North Central Texas Academy (NCTA) is a boarding, day, and international Christian school, located on a 500-acre campus known as Happy Hill Farm. It is fully accredited (K-12) by the Southern Association of Colleges and Schools (SACS) and is a member of The Association of Boarding Schools (TABS). There is an athletic center, dining center, fine arts center, residences for boarding students, staff housing, an agricultural center with a show ring, livestock pens, stables and riding trails, athletic fields, a track and stadium, swimming pool, tennis courts, a welcome center, an inn and training center, and an administrative center.

History 
The Academy was opened in 1975, with 20 students in a mobile home. Underprivileged students on scholarship, international, and local day students study within a college-preparatory environment.

Academy life
As a working farm with an FFA Chapter, Happy Hill Farm raises cattle, swine, lambs, and goats. There are horses, llamas, alpacas, camels, and buffalo. NCTA has a very large and active FFA & 4-H program. Students in these programs care daily for their livestock. Grain and hay crops are also grown.

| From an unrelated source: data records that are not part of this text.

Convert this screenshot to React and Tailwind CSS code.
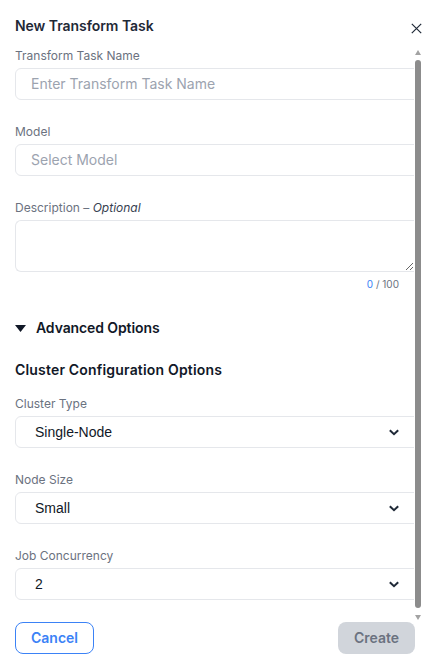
import React from "react";

function Label({ children, className = "" }) {
  return <label className={`block text-xs leading-4 text-[#6b7280] ${className}`}>{children}</label>;
}

function Select({ label, value, className = "" }) {
  return (
    <div className={className}>
      <Label>{label}</Label>
      <div className="relative mt-[4px] h-8 w-[412px]">
        <select
          defaultValue={value}
          className="h-8 w-full appearance-none rounded-md border border-[#e5e7eb] bg-white pl-[19px] text-sm text-[#111827] outline-none [font-family:'Liberation_Sans',Arial,sans-serif]"
        >
          <option>{value}</option>
        </select>
        <svg className="absolute left-[374px] top-[13px]" width="10" height="7" viewBox="0 0 10 7" fill="none">
          <path d="M.8 1.2 5 5.2l4.2-4" stroke="#1f2937" strokeWidth="2" />
        </svg>
      </div>
    </div>
  );
}

export default function App() {
  return (
    <div className="flex h-[665px] w-[432px] flex-col overflow-hidden bg-white pl-[15px] [font-family:Inter,sans-serif]">
      <div className="flex h-[48px] items-start justify-between pr-[10px] pt-[16px]">
        <h2 className="text-sm leading-5 font-semibold tracking-[-0.05px] text-[#1f2937]">New Transform Task</h2>
        <svg className="mt-[7px]" width="11" height="11" viewBox="0 0 11 11" fill="none">
          <path d="M.8.8l9.4 9.4M10.2.8.8 10.2" stroke="#1f2937" strokeWidth="1.2" />
        </svg>
      </div>
      <div className="flex h-[574px] items-stretch">
        <div className="w-[399px] overflow-hidden">
          <Label>Transform Task Name</Label>
          <input
            placeholder="Enter Transform Task Name"
            className="mt-[4px] block h-8 w-[412px] rounded-md border border-[#e5e7eb] bg-white pb-[2px] pl-[15px] text-sm outline-none placeholder:text-[#9ca3af]"
          />
          <Label className="mt-6">Model</Label>
          <input
            placeholder="Select Model"
            className="mt-[4px] block h-8 w-[412px] rounded-md border border-[#e5e7eb] bg-white pb-[2px] pl-[15px] text-sm outline-none placeholder:text-[#9ca3af]"
          />
          <Label className="mt-6">
            Description – <em className="text-[#374151]">Optional</em>
          </Label>
          <textarea className="mt-[4px] block h-[52px] w-full resize rounded-l-md border border-r-0 border-[#e5e7eb] bg-white outline-none" />
          <p className="mt-1 h-4 pr-[15px] text-right text-[10px] leading-4 text-[#6b7280]">
            <span className="text-[#3b82f6]">0</span> / 100
          </p>
          <div className="mt-[26px] flex h-5 items-center gap-[10px]">
            <svg width="11" height="7" viewBox="0 0 11 7">
              <path d="M0 0h11L5.5 7z" fill="#111827" />
            </svg>
            <span className="text-sm font-semibold tracking-[-0.1px] text-[#111827]">Advanced Options</span>
          </div>
          <h3 className="mt-[22px] text-sm leading-5 font-semibold tracking-[0.18px] text-[#111827]">
            Cluster Configuration Options
          </h3>
          <Select className="mt-[16px]" label="Cluster Type" value="Single-Node" />
          <Select className="mt-6" label="Node Size" value="Small" />
          <Select className="mt-6" label="Job Concurrency" value="2" />
        </div>
        <div className="ml-[1px] flex w-[6px] flex-col items-center">
          <svg className="mt-[2px]" width="6" height="5" viewBox="0 0 6 5">
            <path d="M3 0 6 5H0z" fill="#a3a3a3" />
          </svg>
          <div className="mt-[5px] h-[548px] w-[6px] rounded-full bg-[#8c8c8c]" />
          <svg className="mt-[7px]" width="6" height="5" viewBox="0 0 6 5">
            <path d="M0 0h6L3 5z" fill="#a3a3a3" />
          </svg>
        </div>
      </div>
      <div className="flex items-center justify-between pr-[17px]">
        <button className="h-8 w-[79px] rounded-lg border border-[#3b82f6] text-sm font-semibold text-[#3b82f6]">Cancel</button>
        <button className="h-8 w-[77px] rounded-lg bg-[#d1d5db] text-sm font-semibold text-[#6b7280]">Create</button>
      </div>
    </div>
  );
}
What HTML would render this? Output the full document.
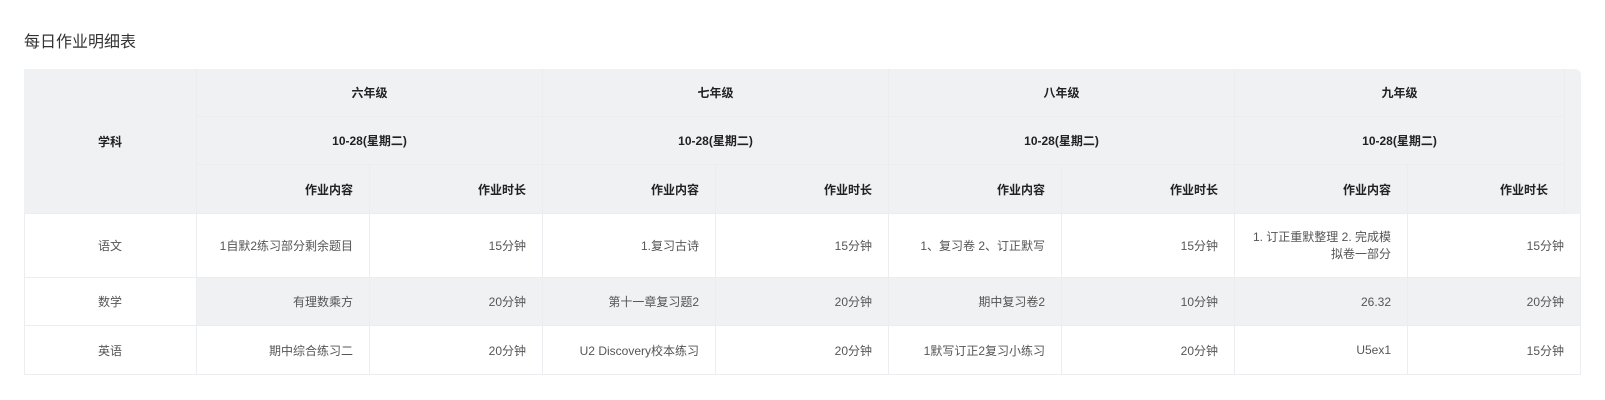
<!DOCTYPE html>
<html><head><meta charset="utf-8"><style>
body{margin:0;width:1605px;height:400px;background:#fff;font-family:"Liberation Sans","Noto Sans CJK SC",sans-serif;position:relative;overflow:hidden}
.t{position:absolute;left:24px;top:28px;font-size:16px;color:#333}
.c{position:absolute;box-sizing:border-box;display:flex;align-items:center;justify-content:flex-end;padding:0 16px;font-size:12px;color:#555;border-right:1px solid #ebedf0;border-bottom:1px solid #ebedf0}
.h{background:#f0f1f3;color:#222;font-weight:bold}
.m{justify-content:center}
.g{background:#f0f1f3}
.wrap{display:inline-block;width:141px;line-height:17px;text-align:right;word-break:break-all}
</style></head><body>
<div class="t">每日作业明细表</div>
<div style="position:absolute;left:24px;top:69px;width:1557px;height:145px;background:#f0f1f3;border-radius:6px 6px 0 0"></div>
<div style="position:absolute;left:24px;top:214px;width:1px;height:161px;background:#ebedf0"></div>
<div id="root"></div>
<script>
var X=[24,197,370,543,716,889,1062,1235,1408,1581];
var H='';
function cell(x1,x2,y1,y2,txt,cls){H+='<div class="c '+cls+'" style="left:'+x1+'px;top:'+y1+'px;width:'+(x2-x1)+'px;height:'+(y2-y1)+'px">'+txt+'</div>';}
cell(24,197,69,214,'学科','h m');
var g=['六年级','七年级','八年级','九年级'];
for(var i=0;i<4;i++){var a=X[1+2*i],b=X[3+2*i];var bb=(i==3)?1565:b;
cell(a,bb,69,117,g[i],'h m');cell(a,bb,117,165,'10-28(星期二)','h m');
cell(a,X[2+2*i],165,214,'作业内容','h');cell(X[2+2*i],bb,165,214,'作业时长','h');}
var R=[[214,278,'语文',['1自默2练习部分剩余题目','15分钟','1.复习古诗','15分钟','1、复习卷 2、订正默写','15分钟','<span class="wrap">1. 订正重默整理 2. 完成模拟卷一部分</span>','15分钟'],''],
[278,326,'数学',['有理数乘方','20分钟','第十一章复习题2','20分钟','期中复习卷2','10分钟','26.32','20分钟'],'g'],
[326,375,'英语',['期中综合练习二','20分钟','U2 Discovery校本练习','20分钟','1默写订正2复习小练习','20分钟','U5ex1','15分钟'],'']];
R.forEach(function(r){cell(24,197,r[0],r[1],r[2],'m');for(var j=0;j<8;j++)cell(X[j+1],X[j+2],r[0],r[1],r[3][j],r[4]);});
document.getElementById('root').innerHTML=H;
</script>
</body></html>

NCTA teams excel in track, football, volleyball, basketball, baseball, and more, competing in the Texas Association of Private & Parochial Schools League (TAPPS).  The NCTA football team won back-to-back State Championships, and the NCTA girls' basketball team captured the TAPPS State Championship in 2011, 2012, 2013, 2014, 2015, and 2016.  The NCTA boys basketball team has taken the TAPPS State Championship in 2014, 2015, 2016, and 2017.  The NCTA Art Team also accomplished a State Championship.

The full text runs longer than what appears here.